My new clause is intended to build on the good work that the UK Government have done for so many thousands of child refugees so far. That good work has resulted from the huge investment—now of over £2.3 billion on Syrian refugees alone—aimed at frustrating the people traffickers and others who would harm these very vulnerable children. Such a change would show that the United Kingdom intends to continue, after Brexit, to be a leading force for humanitarian good outside the EU on the basis of British principles, British attitudes to the welfare of the child and British generosity in looking after, as we have done for so many years, those most in need. This system works, and we must make sure that it continues to work after Brexit.
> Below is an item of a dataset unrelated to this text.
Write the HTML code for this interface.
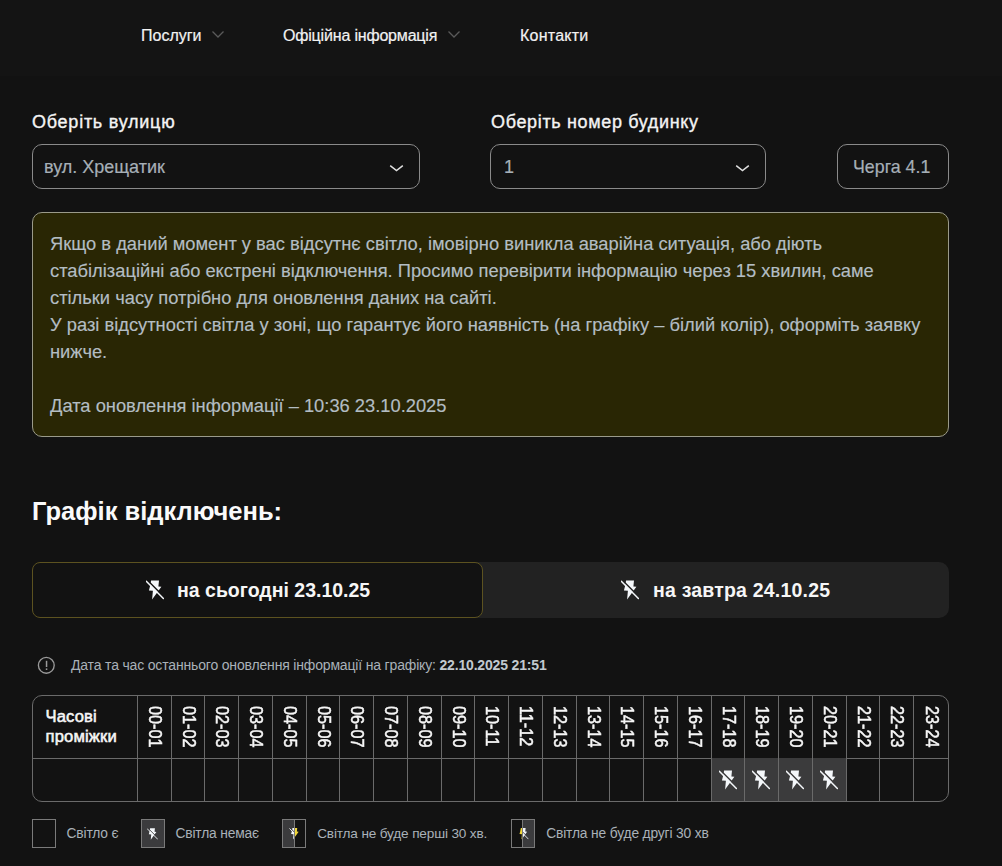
<!DOCTYPE html>
<html lang="uk">
<head>
<meta charset="utf-8">
<style>
*{box-sizing:border-box;margin:0;padding:0}
html,body{width:1002px;height:866px;overflow:hidden;background:#121212;font-family:"Liberation Sans",sans-serif;color:#fff}
.abs{position:absolute;white-space:nowrap}
.hdr{position:absolute;left:0;top:0;width:1002px;height:76px;background:#141414}
.nav{font-size:16px;color:#f2f2f2;line-height:16px;-webkit-text-stroke:0.2px #f2f2f2}
.chev{position:absolute}
.lbl{font-size:18px;letter-spacing:0.5px;color:#f4f4f4;line-height:18px;-webkit-text-stroke:0.35px #f4f4f4}
.sel{position:absolute;border:1px solid #8a8a8a;border-radius:10px;background:#121212}
.seltxt{font-size:18px;color:#a6afb7;line-height:18px;-webkit-text-stroke:0.2px #a6afb7}
.info{position:absolute;left:32px;top:212px;width:917px;height:225px;background:#292604;border:1px solid #9a9a8a;border-radius:10px}
.itxt{font-size:18.32px;color:#b3bdc3;line-height:27px;-webkit-text-stroke:0.15px #b3bdc3}
h2{position:absolute;left:32px;font-size:25.5px;font-weight:700;color:#fafafa;line-height:25px;white-space:nowrap}
.tabs{position:absolute;left:32px;top:562px;width:917px;height:56px;background:#222;border-radius:10px}
.tab1{position:absolute;left:32px;top:562px;width:451px;height:56px;background:#121212;border:1px solid #5c5220;border-radius:8px}
.tabtxt{font-size:19.5px;font-weight:700;color:#f6f6f6;line-height:20px}
.upd{font-size:14px;letter-spacing:-0.17px;color:#a9b1b8;line-height:14px}
.upd b{color:#c2c9cf}
.tbl{position:absolute;left:32px;top:695px;width:917px;height:107px;border:1px solid #6a6a6a;border-radius:10px;overflow:hidden}
.vl{position:absolute;background:#6a6a6a;width:1px}
.hl{position:absolute;background:#6a6a6a;height:1px}
.off{position:absolute;background:#3b3b3c}
.vt{position:absolute;writing-mode:vertical-rl;font-size:18px;font-weight:400;-webkit-text-stroke:0.5px #f6f6f6;color:#f6f6f6;line-height:18px;white-space:nowrap;transform:scaleY(0.9);transform-origin:50% 0}
.th{font-size:16.6px;letter-spacing:0.15px;font-weight:400;-webkit-text-stroke:0.55px #f6f6f6;color:#f6f6f6;line-height:20px}
.lg{position:absolute;top:819px;width:24px;height:29px;border:1px solid #7a7a7a}
.lgt{font-size:13.8px;letter-spacing:-0.15px;color:#a9b1b8;line-height:14px}
</style>
</head>
<body>
<svg width="0" height="0" style="position:absolute">
<defs>
<mask id="gap" maskUnits="userSpaceOnUse" x="0" y="0" width="40" height="40">
<rect x="0" y="0" width="40" height="40" fill="#fff"/>
<line x1="7.3" y1="9.65" x2="24.5" y2="26.8" stroke="#000" stroke-width="1.6"/>
</mask>
<symbol id="boltoff" viewBox="6 9.5 18 19.8">
<g fill="#f4f7fa">
<path mask="url(#gap)" d="M11.1 9.9 L19 9.9 L18.4 15.8 L21.4 16.2 L12.1 28.9 L12.9 20.2 L8.9 19.8 L9.9 16.2 Z"/>
<line x1="6.3" y1="10.7" x2="23.4" y2="27.9" stroke="#f4f7fa" stroke-width="1.5" stroke-linecap="round"/>
</g>
</symbol>
<symbol id="bolty" viewBox="6 9.5 18 19.8">
<path fill="#f2d83a" d="M11.1 9.9 L19 9.9 L18.4 15.8 L21.4 16.2 L12.1 28.9 L12.9 20.2 L8.9 19.8 L9.9 16.2 Z"/>
</symbol>
<clipPath id="cl"><rect x="0" y="0" width="12" height="29"/></clipPath>
<clipPath id="cr"><rect x="12" y="0" width="12" height="29"/></clipPath>
</defs>
</svg>

<div class="hdr"></div>
<div class="abs nav" style="left:141px;top:28px">Послуги</div>
<svg class="chev" style="left:211px;top:29.5px" width="14" height="9"><path d="M1.5 1.5 L7 7 L12.5 1.5" fill="none" stroke="#5a5a5a" stroke-width="1.3"/></svg>
<div class="abs nav" style="left:283px;top:28px;letter-spacing:-0.18px">Офіційна інформація</div>
<svg class="chev" style="left:447px;top:29.5px" width="14" height="9"><path d="M1.5 1.5 L7 7 L12.5 1.5" fill="none" stroke="#5a5a5a" stroke-width="1.3"/></svg>
<div class="abs nav" style="left:520px;top:28px;letter-spacing:0.25px">Контакти</div>

<div class="abs lbl" style="left:32px;top:112.5px;letter-spacing:0.75px">Оберіть вулицю</div>
<div class="abs lbl" style="left:491px;top:112.5px;letter-spacing:0.65px">Оберіть номер будинку</div>

<div class="sel" style="left:32px;top:144px;width:388px;height:45px"></div>
<div class="abs seltxt" style="left:44px;top:158px">вул. Хрещатик</div>
<svg class="chev" style="left:389px;top:164px" width="15" height="8"><path d="M1.2 1.6 L7.5 6.5 L13.8 1.6" fill="none" stroke="#e0e0e0" stroke-width="1.5"/></svg>

<div class="sel" style="left:490px;top:144px;width:276px;height:45px"></div>
<div class="abs seltxt" style="left:504px;top:158px">1</div>
<svg class="chev" style="left:735px;top:164px" width="15" height="8"><path d="M1.2 1.6 L7.5 6.5 L13.8 1.6" fill="none" stroke="#e0e0e0" stroke-width="1.5"/></svg>

<div class="sel" style="left:837px;top:144px;width:112px;height:45px"></div>
<div class="abs seltxt" style="left:853px;top:158px;font-size:17.8px">Черга 4.1</div>

<div class="info"></div>
<div class="abs itxt" style="left:50px;top:230px">Якщо в даний момент у вас відсутнє світло, імовірно виникла аварійна ситуація, або діють<br>стабілізаційні або екстрені відключення. Просимо перевірити інформацію через 15 хвилин, саме<br>стільки часу потрібно для оновлення даних на сайті.<br>У разі відсутності світла у зоні, що гарантує його наявність (на графіку – білий колір), оформіть заявку<br>нижче.<br><br>Дата оновлення інформації – 10:36 23.10.2025</div>

<h2 style="top:499px">Графік відключень:</h2>

<div class="tabs"></div>
<div class="tab1"></div>
<svg class="abs" style="left:146px;top:580px" width="18" height="20"><use href="#boltoff"/></svg>
<div class="abs tabtxt" style="left:177px;top:580px">на сьогодні 23.10.25</div>
<svg class="abs" style="left:621px;top:580px" width="18" height="20"><use href="#boltoff"/></svg>
<div class="abs tabtxt" style="left:653px;top:580px;letter-spacing:0.2px">на завтра 24.10.25</div>

<svg class="abs" style="left:37px;top:656px" width="19" height="19"><circle cx="9.3" cy="9.3" r="7.9" fill="none" stroke="#9a9a9a" stroke-width="1.35"/><rect x="8.8" y="4.8" width="1.5" height="6.2" fill="#9a9a9a"/><rect x="8.8" y="12.4" width="1.5" height="1.6" fill="#9a9a9a"/></svg>
<div class="abs upd" style="left:71px;top:658px">Дата та час останнього оновлення інформації на графіку: <b>22.10.2025 21:51</b></div>

<div class="tbl" id="tbl"></div>
<!--TBL-->
<div class="hl" style="left:33px;top:758px;width:915px"></div>
<div class="abs th" style="left:45.5px;top:706.5px">Часові<br>проміжки</div>
<div class="vt" style="left:146.20px;top:706px">00-01</div>
<div class="vt" style="left:179.70px;top:706px">01-02</div>
<div class="vt" style="left:213.20px;top:706px">02-03</div>
<div class="vt" style="left:247.20px;top:706px">03-04</div>
<div class="vt" style="left:281.20px;top:706px">04-05</div>
<div class="vt" style="left:314.70px;top:706px">05-06</div>
<div class="vt" style="left:348.20px;top:706px">06-07</div>
<div class="vt" style="left:382.20px;top:706px">07-08</div>
<div class="vt" style="left:416.20px;top:706px">08-09</div>
<div class="vt" style="left:449.70px;top:706px">09-10</div>
<div class="vt" style="left:483.20px;top:706px">10-11</div>
<div class="vt" style="left:517.20px;top:706px">11-12</div>
<div class="vt" style="left:551.20px;top:706px">12-13</div>
<div class="vt" style="left:584.70px;top:706px">13-14</div>
<div class="vt" style="left:618.20px;top:706px">14-15</div>
<div class="vt" style="left:652.20px;top:706px">15-16</div>
<div class="vt" style="left:686.20px;top:706px">16-17</div>
<div class="off" style="left:711px;top:758px;width:33px;height:43px"></div>
<svg class="abs" style="left:718.50px;top:770px" width="18" height="20"><use href="#boltoff"/></svg>
<div class="vt" style="left:719.70px;top:706px">17-18</div>
<div class="off" style="left:744px;top:758px;width:34px;height:43px"></div>
<svg class="abs" style="left:752.00px;top:770px" width="18" height="20"><use href="#boltoff"/></svg>
<div class="vt" style="left:753.20px;top:706px">18-19</div>
<div class="off" style="left:778px;top:758px;width:34px;height:43px"></div>
<svg class="abs" style="left:786.00px;top:770px" width="18" height="20"><use href="#boltoff"/></svg>
<div class="vt" style="left:787.20px;top:706px">19-20</div>
<div class="off" style="left:812px;top:758px;width:34px;height:43px"></div>
<svg class="abs" style="left:820.00px;top:770px" width="18" height="20"><use href="#boltoff"/></svg>
<div class="vt" style="left:821.20px;top:706px">20-21</div>
<div class="vt" style="left:854.70px;top:706px">21-22</div>
<div class="vt" style="left:888.20px;top:706px">22-23</div>
<div class="vt" style="left:922.70px;top:706px">23-24</div>
<div class="vl" style="left:137.00px;top:696px;height:105px"></div>
<div class="vl" style="left:171.00px;top:696px;height:105px"></div>
<div class="vl" style="left:204.00px;top:696px;height:105px"></div>
<div class="vl" style="left:238.00px;top:696px;height:105px"></div>
<div class="vl" style="left:272.00px;top:696px;height:105px"></div>
<div class="vl" style="left:306.00px;top:696px;height:105px"></div>
<div class="vl" style="left:339.00px;top:696px;height:105px"></div>
<div class="vl" style="left:373.00px;top:696px;height:105px"></div>
<div class="vl" style="left:407.00px;top:696px;height:105px"></div>
<div class="vl" style="left:441.00px;top:696px;height:105px"></div>
<div class="vl" style="left:474.00px;top:696px;height:105px"></div>
<div class="vl" style="left:508.00px;top:696px;height:105px"></div>
<div class="vl" style="left:542.00px;top:696px;height:105px"></div>
<div class="vl" style="left:576.00px;top:696px;height:105px"></div>
<div class="vl" style="left:609.00px;top:696px;height:105px"></div>
<div class="vl" style="left:643.00px;top:696px;height:105px"></div>
<div class="vl" style="left:677.00px;top:696px;height:105px"></div>
<div class="vl" style="left:711.00px;top:696px;height:105px"></div>
<div class="vl" style="left:744.00px;top:696px;height:105px"></div>
<div class="vl" style="left:778.00px;top:696px;height:105px"></div>
<div class="vl" style="left:812.00px;top:696px;height:105px"></div>
<div class="vl" style="left:846.00px;top:696px;height:105px"></div>
<div class="vl" style="left:879.00px;top:696px;height:105px"></div>
<div class="vl" style="left:913.00px;top:696px;height:105px"></div>
<!--/TBL-->

<div class="lg" style="left:32px"></div>
<div class="abs lgt" style="left:66.5px;top:826.6px">Світло є</div>
<div class="lg" style="left:141px;background:#3b3b3d"></div>
<svg class="abs" style="left:147px;top:827.5px" width="11" height="12"><use href="#boltoff"/></svg>
<div class="abs lgt" style="left:175.4px;top:826.6px">Світла немає</div>
<svg class="abs" style="left:282px;top:819px" width="24" height="29">
<rect x="0.5" y="0.5" width="23" height="28" fill="#121212" stroke="#7a7a7a"/>
<rect x="1" y="1" width="11.5" height="27" fill="#3b3b3d"/>
<g clip-path="url(#cl)"><use href="#boltoff" x="7.3" y="8.8" width="11" height="12"/></g>
<g clip-path="url(#cr)"><use href="#bolty" x="7.3" y="8.8" width="11" height="12"/></g>
<rect x="12" y="1" width="1" height="27" fill="#7a7a7a"/>
</svg>
<div class="abs lgt" style="left:317.2px;top:826.6px;font-size:13.6px">Світла не буде перші 30 хв.</div>
<svg class="abs" style="left:511px;top:819px" width="24" height="29">
<rect x="0.5" y="0.5" width="23" height="28" fill="#121212" stroke="#7a7a7a"/>
<rect x="12" y="1" width="11" height="27" fill="#3b3b3d"/>
<g clip-path="url(#cl)"><use href="#bolty" x="6.7" y="8.8" width="11" height="12"/></g>
<g clip-path="url(#cr)"><use href="#boltoff" x="6.7" y="8.8" width="11" height="12"/></g>
<rect x="11" y="1" width="1" height="27" fill="#7a7a7a"/>
</svg>
<div class="abs lgt" style="left:546.2px;top:826.6px">Світла не буде другі 30 хв</div>
</body>
</html>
I rise to speak briefly to amendments 48, 49 and 52 in my name. They have cross-party support, including from other Select Committee Chairs, because they are about safeguarding the role of Parliament and preventing the concentration of power in the hands of the Executive.
Before I talk in detail about those amendments, I want to support new clause 53 and the words of my Home Affairs Committee colleague, the hon. Member for East Worthing and Shoreham (Tim Loughton). He is right that we need to continue with our historical obligations towards refugees and with the principle of family reunion, ensuring that child refugees are not separated from their family and do not lose their rights to be reunited with family members who can care for them, especially when families have been separated by persecution and conflict. He is also right that this is about preventing the people traffickers, the exploitation and the modern slavery that can cause such harm and blight so many lives.
Our Committee has often found evidence that leads us to want the Dublin III process to work faster and more effectively, not for the principles behind it to be ripped up and thrown away. I therefore welcome the fact that, as the hon. Gentleman has said, Ministers have shown an interest in supporting the continuation of these historical obligations. I hope that that will be addressed if not in this Bill, then in either an immigration Bill or in the withdrawal agreement Bill in due course.
The amendments I have tabled to clause 7 address the concern, raised by so many of us, that Parliament is being asked to hand over considerable powers to the Executive without sufficient safeguards. That concentration of powers in the hands of the Executive—a concentration not seen since the days of the infamous Tudor monarch—goes against the very reason why all of us were elected to this place: the legislature has an historic obligation to place checks on the power of the Executive, in order to prevent concentrations and abuses of power, in relation to Brexit or to anything else. It is an obligation that each of us takes on when we swear the oath at the Dispatch Box.
I am grateful for the Minister’s clarification, and I do hope that we can make some progress in, say, an immigration Bill. Nevertheless, will he explain to me why it requires the co-operation and agreement of 31 other countries for the UK to be able to say that we will take genuine unaccompanied asylum-seeking children with relatives who are legitimately in this country but who happen not to be their parents?
My hon. Friend makes his case with particular force. I am sorry to have to tell him that I am not in a position to accept his new clause on that basis. I ask him to work with members of the Government on the immigration Bill that will contain the measures that he and the rest of us wish to see to ensure that we meet our humanitarian obligations.